Yes, I have been miserable but I always keep two things in mind. I don’t have a job that forces me to talk to Ted Cruz on a daily basis and books can make almost anything better.

Here are some my favorites for a sour mood:

Ken Bruen’s Jack Taylor novels. I know that a man who begins his day with a double Jameson’s and 2 Xanax doesn’t seem like a natural role model, but his life is always much worse than mine and he survives.

The Moving Toyshop by Edmund Crispin. This is one of my favorite mysteries and features the Oxford don, Gervase Fen. And if your work setting doesn’t really allow the use of profanity, you’ll find exclaiming “Oh, my fur and whiskers” keeps people guessing.

The Bear Went Over the Mountain by William Kotzwinkle. While searching for food, a bear finds a suitcase that contains a manuscript. He takes it to Manhattan and becomes a huge (in more ways than one) literary celebrity. If you’re not happy about the state of publishing, this is the book for you.

Any short story or novel by P.G. Wodehouse. I do find that people either love or loathe Mr. Wodehouse. I think anyone who can write sentences like this should be venerated: “Mike nodded. A sombre nod. The nod Napoleon might have given if somebody had met him in 1812 and said, ‘So you’re back from Moscow, eh?’”

The Barsetshire novels of Anthony Trollope. I’m currently re-reading Framley Parsonage. Big questions loom. Will Mark Robarts the vicar become tainted by his association with the Duke of Ominum and the crowd at Gatherum Castle? Will Griselda Grantley marry Lord Dumbello or Lord Lufton? Will the bishop’s wife, Mrs Proudie, ruin her husband’s career by appearing to wear the clerical apron in the family?

After I read Kate’s blog from a few weeks ago, I purchased Sprig Muslin.

I’d love to hear about the books that other people turn to in times of distress.
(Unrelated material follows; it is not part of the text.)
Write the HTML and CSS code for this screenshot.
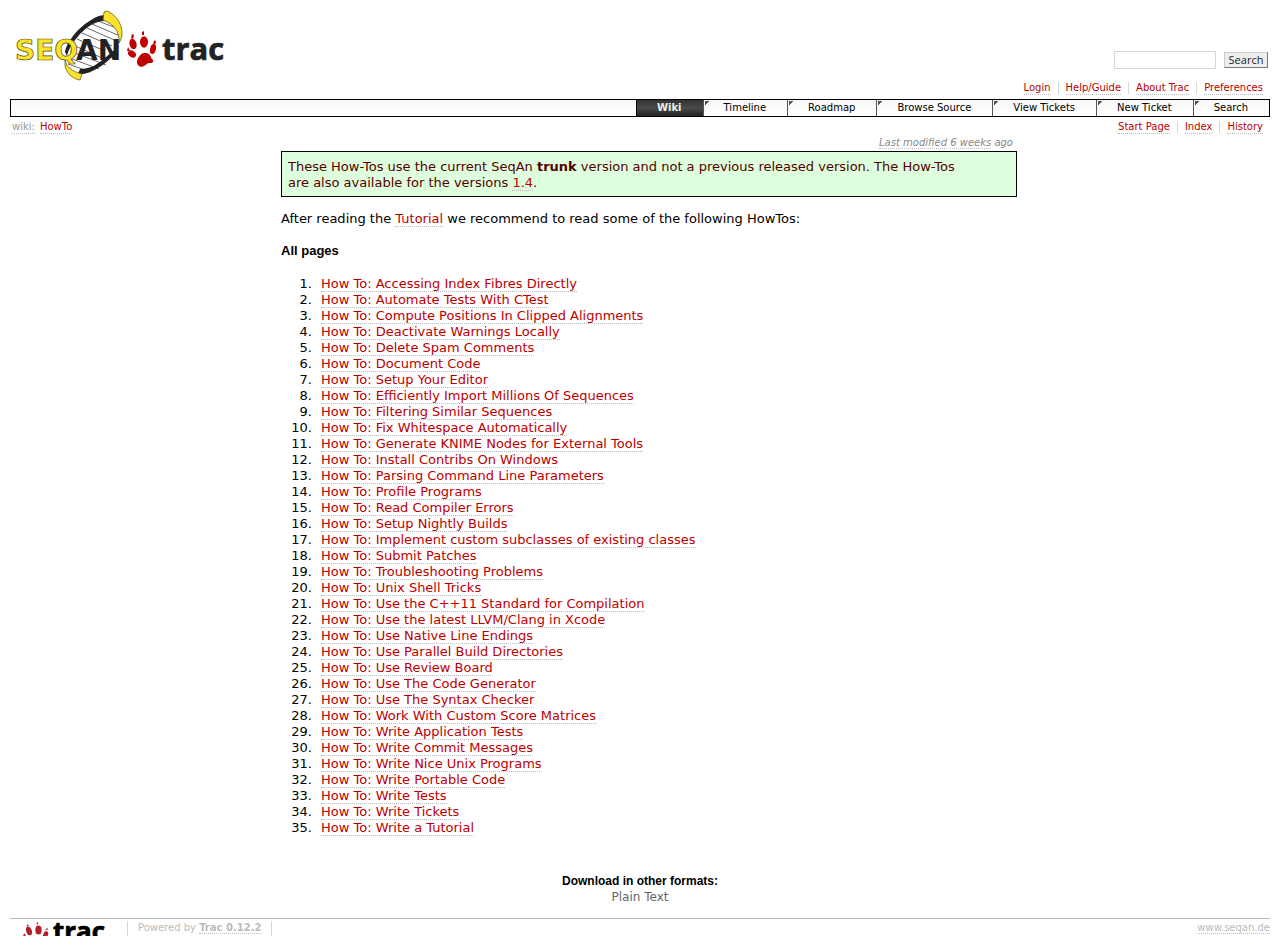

© 2013 Stephanie Patterson


  1. If your comments about physical distress are real, not just excellent pieces, ( since I've never met you I don't know...) you have my undivided empathy and sympathy, Steph. When I need a tender balm on my aches and pains, I turn to a novel that has one of my favorite characters, usually a man like John Corey or Mitch Rapp or Jake Grafton, a book that has a peaceful, uplifting ending and tune out the agony of the limbs and muscles and all that inner stuff! tjs

  2. The pain is, alas, real. Thanks for your suggestions, Thelma.

  3. Steph, I agree with you about Jack Taylor. Never heard of a man to take all those beatings and survive to finish the novel...Once, reread 'The Pawnbroker, by Edward Lewis Wallant; the pawnbroker, a Holocaust survivor whose family didn't, was as badly off as anyone can get--a rival to Jack Taylor and to the nun in 'A Flag for Sunrise' by Robert Stone. Love those novels. Can't be rereading, however, when all those books piled up around me keep hollerin' for me to pick 'em up.

  4. Steph, trite as it may seem, I reread Jane Austen, over and over. I tell myself I am going to figure out how she did it: brought her character by one amusing, completely natural scene after another to a point where conflict assaults her. Two outcomes are available, but she cannot hope for either--guilt awaits her on one hand and despair on the other. I try to read analytically, but then I just get lost in the story. I think it is time for me to reread Persuasion as my Austen for this year. Thanks for sending me there.

  5. I am always happy to send people to Jane Austen's neighborhood.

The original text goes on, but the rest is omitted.